Claiming that you have never used math in programming simply demonstrates that you are not programming for scientific purposes (writing a GUI for a CAD program is not the same as writing the underlying math structures). That's fine, and most surely is not intended as an insult. As with above, you are not everyone, and math has many benefits.

I say this as a person who has a degree in Math, and took everything possible in College for math (hated statistical math, but diff-eq was great). I don't sit and run differential equations all day, but do very well helping Engineers and Scientists that _do_ run heavy mathematical models. Hell, when I was in college the only way to learn computers was by being in a math program.

yeah yeah, get off my lawn!

Comment Re:Evolution (Score 1) 253

:-)

You make it sound like starving people are getting fat too.

If they are becoming obese, the particular individual has a surplus of caloric intake, if only for this year or month. This is not to say that they have proper nutrition. So I am not at all clear that the fact that there is obesity in the third world is confounding evidence.

Comment Re:Bullshit! (Score 1) 362

No. You can't back up the claim that "most"

First, you use the same "most" claim without any proof. Second, "most" can be proven by reading court transcripts. Sampling studies have been done, so "most" is surely provable. "Is it worth the time and effort required to go through all court data?" is a valid question, but something you need to ask since you used the same terminology based on some anecdotal information. Lastly, the propagandists are easy to find. Look at who funds particular groups and you will find answers. Their information is also easy to find, read articles submitted to nearly every source, listen to interviews on mass media, etc... This is not rocket science, you refusing to do any work at all.

Comment Level3 (Score 4, Interesting) 390

Level 3 Communications is (or at least was) a really great company to work with. When the company I worked for was a huge customer of theirs, they did anything and everything to satisfy us. The claim of them volunteering to install 10GE cards really does sound like something they'd just do to make a large customer happy.

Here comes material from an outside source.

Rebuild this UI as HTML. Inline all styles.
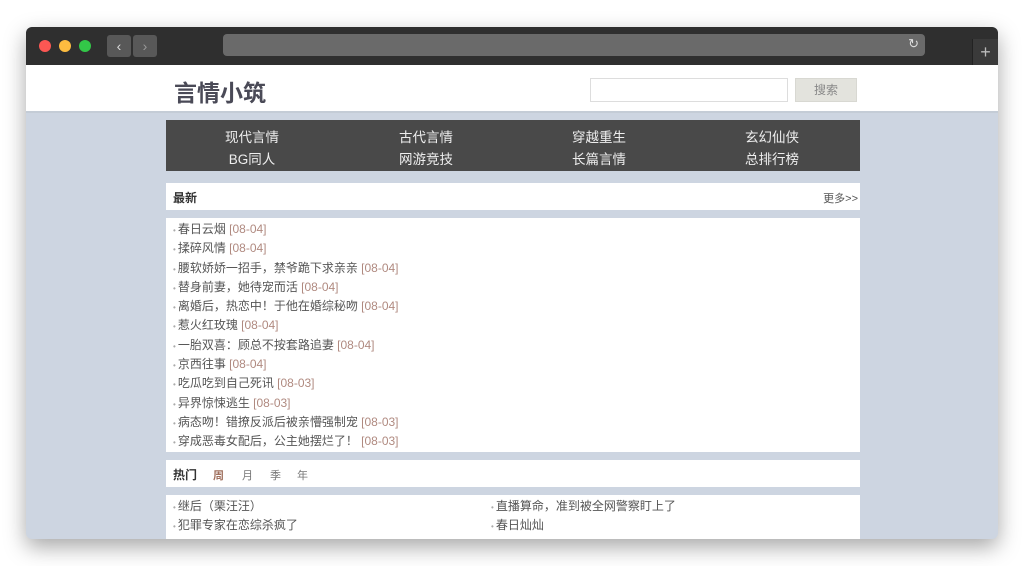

I really miss working with them.

Comment US and UK "spreading the blame"?? (Score 4, Insightful) 503

From the summary:

U.S. and U.K. news organizations are studiously trying to spread the blame

WTF? Is this intended to somehow suggest that the USA and/or UK share some portion of blame?

The article linked in that part of the summary is a CNN article making the case that shoulder-fired missiles cannot reach 33,000 feet, so it must have been military gear. That's it... it even notes that both Russia and the Ukraine have such missiles.

This is news, and a news organization is reporting on it. Go figure. "trying to spread the blame"? "studiously", even! Really?